Peace, according to the message, "concerns the human person as a whole, and it involves complete commitment." Peacemaking is jeopardized whenever the true nature of the human person is denied, it says.
7. . . . Peacemaking in Concrete Terms
Take a look at a few concrete realities of life examined by Pope Benedict in his just-released World Day of Peace message. For example, he discusses the timely issue of the right to work, along with the need within society to honor work's meaning.
"One of the social rights and duties most under threat today is the right to work," the pope observes. He says, "The reason for this is that labor and the rightful recognition of workers' juridical status are increasingly undervalued."
The pope holds that a "fresh outlook on work" is needed, an outlook "based on ethical principles and spiritual values that reinforce the notion of work as a fundamental good for the individual, for the family and for society."
Respect for life, the economic crisis, the workplace and the world's food crisis are among other specific issues the pope mentions. For example, he says:
-- Human life. "Those who insufficiently value human life and, in consequence, support among other things the liberalization of abortion, perhaps do not realize that in this way they are proposing the pursuit of a false peace."

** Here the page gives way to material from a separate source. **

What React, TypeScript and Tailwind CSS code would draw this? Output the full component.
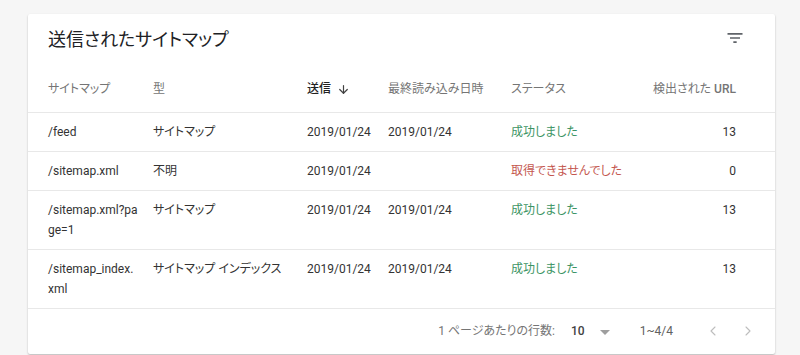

-- Economic crisis: "In order to emerge from the present financial and economic crisis - which has engendered ever greater inequalities - we need people, groups and institutions which will promote life by fostering human creativity in order to draw from the crisis itself an opportunity for discernment and for a new economic model."
-- Workplace: "Concretely, in economic activity, peacemakers are those who establish bonds of fairness and reciprocity with their colleagues, workers, clients and consumers. They engage in economic activity for the sake of the common good, and they experience this commitment as something transcending their self-interest."
-- Food crisis: "With greater resolve than has hitherto been the case, the concern of peacemakers must also focus upon the food crisis, which is graver than the financial crisis. The issue of food security is once more central to the international political agenda."
8. . . . Peacemaking and the Common Good
"Our times . . . demand a new, shared commitment in pursuit of the common good and the development of all men and of the whole man," the Jan. 1, 2013, World Day of Peace message insists.
It views the common good as "an ensemble of positive interpersonal and institutional relationships at the service of the integral growth of individuals and groups." This, it says, "is at the basis of all true education for peace."
To attain peace, Pope Benedict says it is essential to recognize "that we are, in God, one human family," a family "animated by a communitarian 'we.'" Peace must be enlivened by love "in such a way that we feel the needs of others as our own, share our goods with others and work throughout the world for greater communion in spiritual values."
The "world of politics" needs to orient itself to the common good, according to the message. The political realm "needs to be sustained by fresh thinking and a new cultural synthesis" that allows "the various political currents" to serve the common good.
Pope Benedict finds it "alarming to see hotbeds of tension and conflict caused by growing instances of inequality between rich and poor, by the prevalence of a selfish and individualistic mind-set which also finds expression in an unregulated financial capitalism."
The many and different "efforts at peacemaking" in the world "testify to mankind's innate vocation to peace," Pope Benedict writes. He adds that "in every person the desire for peace is an essential aspiration that coincides in a certain way with the desire for a full, happy and successful human life."
That means, the pope says, that "the desire for peace corresponds to a fundamental moral principle, namely, the duty and right to an integral social and communitarian development, which is part of God's plan for mankind."